— START —
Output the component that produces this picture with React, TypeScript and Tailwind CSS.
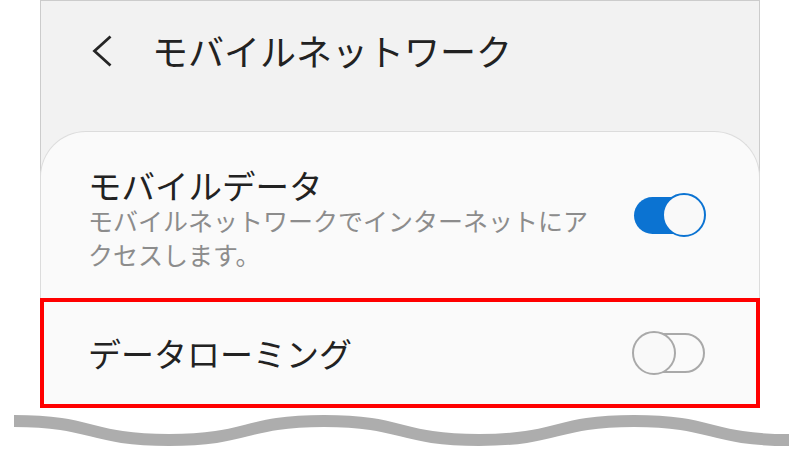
import React from "react";

function Toggle({ on }: { on: boolean }) {
  return (
    <div className="relative w-[74px] h-[44px] shrink-0">
      <div
        className={
          on
            ? "absolute left-[2px] top-[4px] w-[66px] h-[37px] rounded-full bg-[#0b73d2]"
            : "absolute left-[2px] top-[2px] w-[71px] h-[40px] rounded-full border-2 border-[#a9a9a9] bg-[#fafafa]"
        }
      />
      <div
        className={
          on
            ? "absolute right-0 top-0 w-[44px] h-[44px] rounded-full border-2 border-[#0b73d2] bg-[#f9f9f9]"
            : "absolute left-0 top-0 w-[44px] h-[44px] rounded-full border-2 border-[#a9a9a9] bg-[#f9f9f9]"
        }
      />
    </div>
  );
}

export default function App() {
  return (
    <div className="w-[800px] h-[460px] bg-white overflow-hidden font-['Noto_Sans_CJK_JP','Noto_Sans',sans-serif]">
      <div className="ml-[40px] w-[720px] border-x border-t border-[#cccccc] bg-[#f2f2f2]">
        <div className="h-[130px] flex items-start pt-[27px]">
          <svg
            className="ml-[51px] mt-[7px] shrink-0"
            width="20"
            height="32"
            viewBox="0 0 20 32"
          >
            <polyline
              points="18.5,1.5 2.5,16 18.5,30.5"
              fill="none"
              stroke="#252525"
              strokeWidth="2.8"
            />
          </svg>
          <span className="ml-[40px] text-[36px] leading-[44px] text-[#222222] whitespace-nowrap">
            モバイルネットワーク
          </span>
        </div>
        <div className="-mx-px rounded-t-[46px] border-x border-t border-[#dcdcdc] bg-[#fafafa]">
          <div className="h-[166px] flex items-start justify-between pl-[47px] pr-[53px]">
            <div className="pt-[34px] w-[515px]">
              <div className="text-[33.5px] leading-[37px] text-[#222222]">モバイルデータ</div>
              <div className="text-[25px] leading-[34px] text-[#8c8c8c]">
                モバイルネットワークでインターネットにアクセスします。
              </div>
            </div>
            <div className="self-center">
              <Toggle on={true} />
            </div>
          </div>
          <div className="-mx-px h-[110px] border-4 border-[#ff0000] flex items-center justify-between pl-[44px] pr-[50px]">
            <span className="text-[33px] leading-[44px] text-[#222222]">データローミング</span>
            <Toggle on={false} />
          </div>
        </div>
      </div>
      <svg width="800" height="52" viewBox="0 0 800 52" className="block">
        <path
          d="M14 13 C 95 13, 88 32, 169 32 S 243 13, 324 13 S 398 32, 479 32 S 553 13, 634 13 S 708 32, 789 32"
          fill="none"
          stroke="#adadad"
          strokeWidth="12"
        />
      </svg>
    </div>
  );
}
— END —
**Task statement**
Pictures are excluded; copy all other data exactly as shown.

**Answer to the exercise**
Output the component that produces this picture with React, TypeScript and Tailwind CSS.
import React from "react";

function Toggle({ on }: { on: boolean }) {
  return (
    <div className="relative w-[74px] h-[44px] shrink-0">
      <div
        className={
          on
            ? "absolute left-[2px] top-[4px] w-[66px] h-[37px] rounded-full bg-[#0b73d2]"
            : "absolute left-[2px] top-[2px] w-[71px] h-[40px] rounded-full border-2 border-[#a9a9a9] bg-[#fafafa]"
        }
      />
      <div
        className={
          on
            ? "absolute right-0 top-0 w-[44px] h-[44px] rounded-full border-2 border-[#0b73d2] bg-[#f9f9f9]"
            : "absolute left-0 top-0 w-[44px] h-[44px] rounded-full border-2 border-[#a9a9a9] bg-[#f9f9f9]"
        }
      />
    </div>
  );
}

export default function App() {
  return (
    <div className="w-[800px] h-[460px] bg-white overflow-hidden font-['Noto_Sans_CJK_JP','Noto_Sans',sans-serif]">
      <div className="ml-[40px] w-[720px] border-x border-t border-[#cccccc] bg-[#f2f2f2]">
        <div className="h-[130px] flex items-start pt-[27px]">
          <svg
            className="ml-[51px] mt-[7px] shrink-0"
            width="20"
            height="32"
            viewBox="0 0 20 32"
          >
            <polyline
              points="18.5,1.5 2.5,16 18.5,30.5"
              fill="none"
              stroke="#252525"
              strokeWidth="2.8"
            />
          </svg>
          <span className="ml-[40px] text-[36px] leading-[44px] text-[#222222] whitespace-nowrap">
            モバイルネットワーク
          </span>
        </div>
        <div className="-mx-px rounded-t-[46px] border-x border-t border-[#dcdcdc] bg-[#fafafa]">
          <div className="h-[166px] flex items-start justify-between pl-[47px] pr-[53px]">
            <div className="pt-[34px] w-[515px]">
              <div className="text-[33.5px] leading-[37px] text-[#222222]">モバイルデータ</div>
              <div className="text-[25px] leading-[34px] text-[#8c8c8c]">
                モバイルネットワークでインターネットにアクセスします。
              </div>
            </div>
            <div className="self-center">
              <Toggle on={true} />
            </div>
          </div>
          <div className="-mx-px h-[110px] border-4 border-[#ff0000] flex items-center justify-between pl-[44px] pr-[50px]">
            <span className="text-[33px] leading-[44px] text-[#222222]">データローミング</span>
            <Toggle on={false} />
          </div>
        </div>
      </div>
      <svg width="800" height="52" viewBox="0 0 800 52" className="block">
        <path
          d="M14 13 C 95 13, 88 32, 169 32 S 243 13, 324 13 S 398 32, 479 32 S 553 13, 634 13 S 708 32, 789 32"
          fill="none"
          stroke="#adadad"
          strokeWidth="12"
        />
      </svg>
    </div>
  );
}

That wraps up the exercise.